On the beach, the rocks are plastered in seaweed and are brilliant for rockpooling (but they are also slippery, so take care). Oystercatchers and rock pipits scavenge along the shoreline, while gulls and fulmars nest on ledges on the cliffs above and wheel over the waves in search of fish. Anglers, too, have a good catch here: mackerel, bass, pollock and mullet, even conger eels and dogfish further offshore.
Boats from South Wales once landed coal and limestone on the beach. These were burnt in local lime kilns to make fertiliser for the fields.
Other cargoes were brought in during the dead of night and secreted away before the customs officers got wind of the trip. The National Maritime Museum quotes reports of goods that Clovelly Preventive Crew did find: 300 tubs (1500 gallons) of brandy and gin; a keg of spirit buried in the shingle; and in June 1786 a prize haul, found in an outhouse: 66 bottles of gin, 13 gallons of Portuguese red wine, 250lbs of salt and a box containing 73 packs of playing cards - all missing the ace of spades. One of Lee's most famous residents was Hannibal Richards, originally a member of the notorious Cruel Coppinger smuggler gang from Morwenstow, in North Cornwall.

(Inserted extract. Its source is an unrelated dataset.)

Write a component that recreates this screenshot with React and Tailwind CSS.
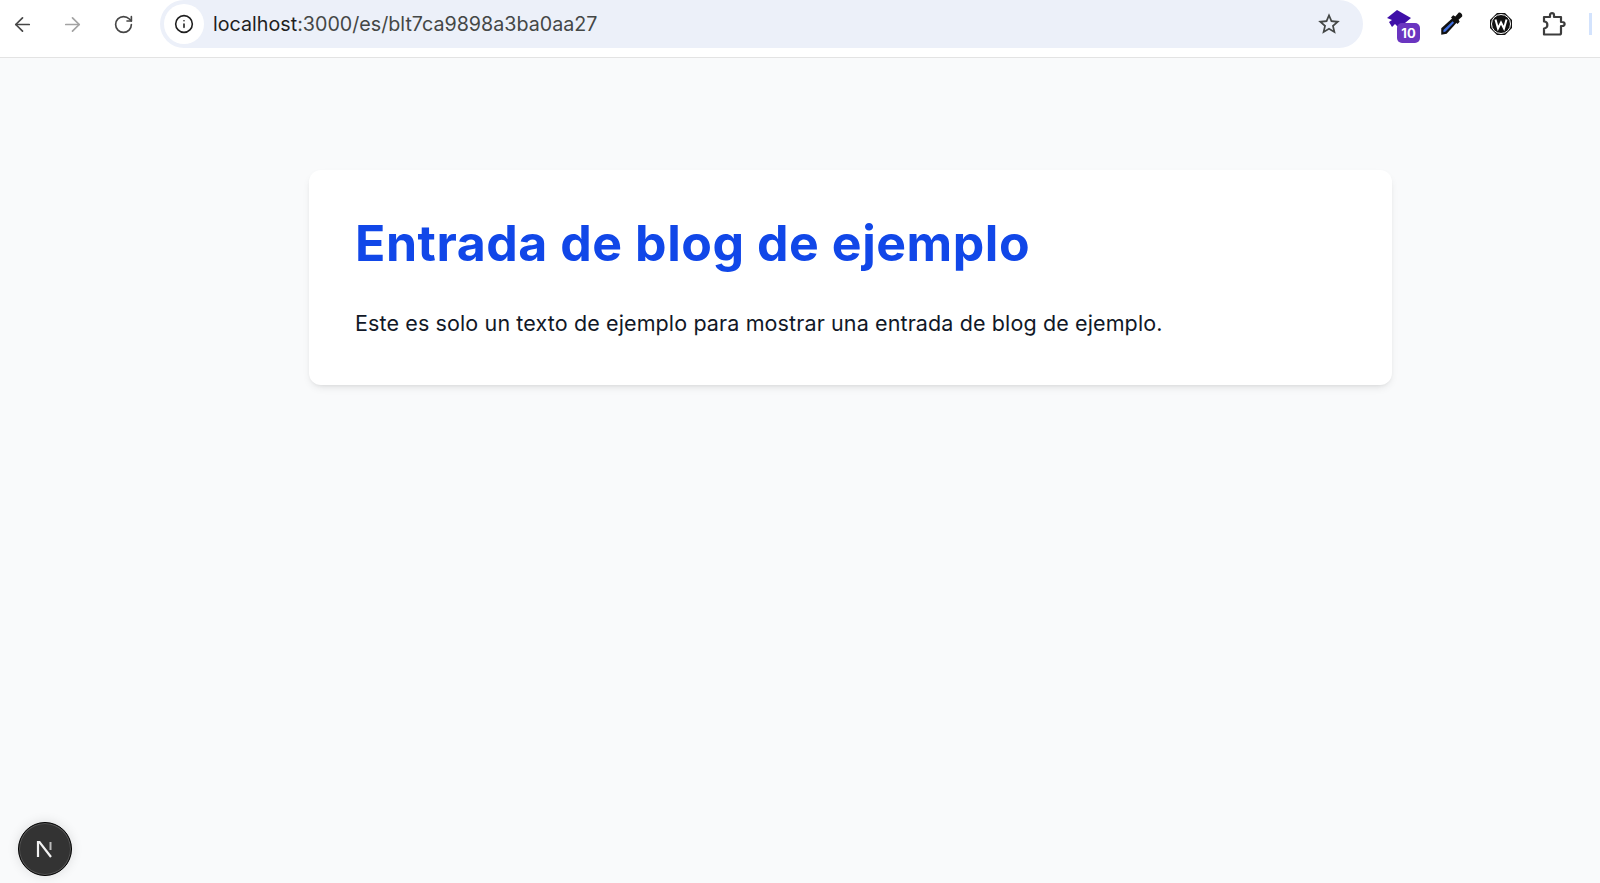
import React from "react";
import { ArrowLeft, ArrowRight, RotateCw, Info } from "lucide-react";

export default function App() {
  return (
    <div className="relative flex h-[883px] w-[1600px] flex-col overflow-hidden bg-[#f9fafb] font-['Inter',sans-serif]">
      <header className="flex h-[58px] items-start border-b border-[#e3e3e3] bg-white">
        <div className="flex h-[48px] w-[160px] items-center text-[#474747]">
          <ArrowLeft size={23} strokeWidth={1.8} className="ml-[11px]" />
          <ArrowRight size={23} strokeWidth={1.8} className="ml-[27px] text-[#a3a3a3]" />
          <RotateCw size={21} strokeWidth={1.9} className="ml-[29px]" />
        </div>
        <div className="flex h-[48px] w-[1203px] items-center rounded-[24px] bg-[#ecf0f9] pl-[4px] pr-[12px]">
          <div className="flex h-[40px] w-[40px] items-center justify-center rounded-full bg-white">
            <Info size={20} strokeWidth={1.9} className="text-[#1f1f1f]" />
          </div>
          <span className="ml-[9px] pt-[2px] text-[19.7px] leading-none text-[#444746]">
            <span className="text-[#1f1f1f]">localhost</span>:3000/es/blt7ca9898a3ba0aa27
          </span>
          <svg width="26" height="26" viewBox="0 0 24 24" className="ml-auto mr-[9px] text-[#444746]" fill="currentColor">
            <path d="M22 9.24l-7.19-.62L12 2 9.19 8.63 2 9.24l5.46 4.73L5.82 21 12 17.27 18.18 21l-1.63-7.03L22 9.24zM12 15.4l-3.76 2.27 1-4.28-3.32-2.88 4.38-.38L12 6.1l1.71 4.04 4.38.38-3.32 2.88 1 4.28L12 15.4z" />
          </svg>
        </div>
        <div className="flex h-[48px] flex-1 items-center">
          <div className="relative ml-[24px] h-[34px] w-[33px]">
            <svg width="26" height="24" viewBox="0 0 26 24" className="absolute left-0 top-[3px]">
              <path d="M0 8 L10 0 L24 8 L12 18 L8 14 L5 17 L2 12 L5 10 Z" fill="#3f0fa8" />
            </svg>
            <span className="absolute bottom-[-2px] right-0 flex h-[20px] w-[23px] items-center justify-center rounded-[5px] bg-[#6a35c0] text-[13px] font-bold leading-none text-white">10</span>
          </div>
          <svg width="26" height="26" viewBox="0 0 24 24" className="ml-[18px]">
            <path d="M14 6 L18 10 L8 21 L3 22 L3 16 Z" fill="#111" />
            <path d="M13.5 9.5 L14.8 10.8 L7 19 L5 19.5 L5 17.5 Z" fill="#3f6fe0" />
            <path d="M12 6 L14 4 L16 5 L19 1.5 C20.5 .8 23 3 22.3 5 L19 8 L20 10 L18 12 Z" fill="#111" />
          </svg>
          <svg width="24" height="24" viewBox="0 0 24 24" className="ml-[25px]">
            <path d="M8 1 H16 L23 8 V16 L16 23 H8 L1 16 V8 Z" fill="#111" />
            <circle cx="12" cy="12" r="9.5" fill="none" stroke="#fff" strokeWidth="1" />
            <circle cx="12" cy="12" r="8" fill="#111" />
            <path d="M6.5 7.5 L9 16.5 L12 10.5 L15 16.5 L17.5 7.5" fill="none" stroke="#fff" strokeWidth="2" />
          </svg>
          <svg width="26" height="26" viewBox="0 0 26 26" className="ml-[28px] text-[#3c3c3c]">
            <path d="M3 6 H9 V4 C9 1.5 13 1.5 13 4 V6 H20 V11 H21 C24.5 11 24.5 15 21 15 H20 V22 C20 23 19.5 23.5 18.5 23.5 H3 V17.5 C7.5 17.5 7.5 10.5 3 10.5 Z" fill="none" stroke="currentColor" strokeWidth="2.2" strokeLinejoin="round" />
          </svg>
          <div className="ml-[22px] h-[22px] w-[3px] bg-[#d3e3fd]" />
        </div>
      </header>

      <main className="flex-1 pl-[309px] pt-[112px]">
        <article className="h-[215px] w-[1083px] rounded-[12px] bg-white px-[46px] pt-[45px] shadow-[0_4px_8px_-2px_rgba(0,0,0,0.1),0_2px_4px_-2px_rgba(0,0,0,0.08)]">
          <h1 className="text-[50px] font-bold leading-[56px] tracking-[0.55px] text-[#1147e8]">Entrada de blog de ejemplo</h1>
          <p className="mt-[36px] text-[21.5px] leading-[32px] tracking-[0.12px] text-[#111827]">Este es solo un texto de ejemplo para mostrar una entrada de blog de ejemplo.</p>
        </article>
      </main>

      <div className="absolute bottom-[7px] left-[18px] flex h-[54px] w-[54px] items-center justify-center rounded-full border border-black bg-[#333333] shadow-[0_0_12px_rgba(0,0,0,0.12)] ring-1 ring-inset ring-[#555]">
        <svg width="20" height="20" viewBox="0 0 20 20">
          <path d="M3 18 V3 H4.5 L16 18" fill="none" stroke="#f2f2f2" strokeWidth="2.2" />
          <path d="M15.5 3 V11" stroke="#bbb" strokeWidth="2" />
        </svg>
      </div>
    </div>
  );
}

- Taking the path into Borough Wood, cross the bridge and follow the stream through the woods for about a mile.
Borough Wood has survived as one of the last remnants of the ancient broadleaved woodland which once covered Britain, thanks to its position in a valley too steep to be cultivated. Its native species include alder, ash, holly, hazel and beech, with some oaks, though many were lost to two world wars. Non-native species include rhododendrons and sweet chestnuts. In the 1970s the Forestry Commission also planted Sitka spruce and larches. The small stream flowing through it rises at Lincombe, between here and Ilfracombe, and it soon floods after heavy rain - 'after the rocks have been squeezed', according to local tradition.
- Reaching the footbridge, retrace your steps up through the wood and back to Lee Meadow.
Lee Bay's Grampus Inn is a CAMRA-listed pub which is dog-friendly and serves real ales and food throughout the year.
Seasonal tea rooms can be found elsewhere around the village during the busier months.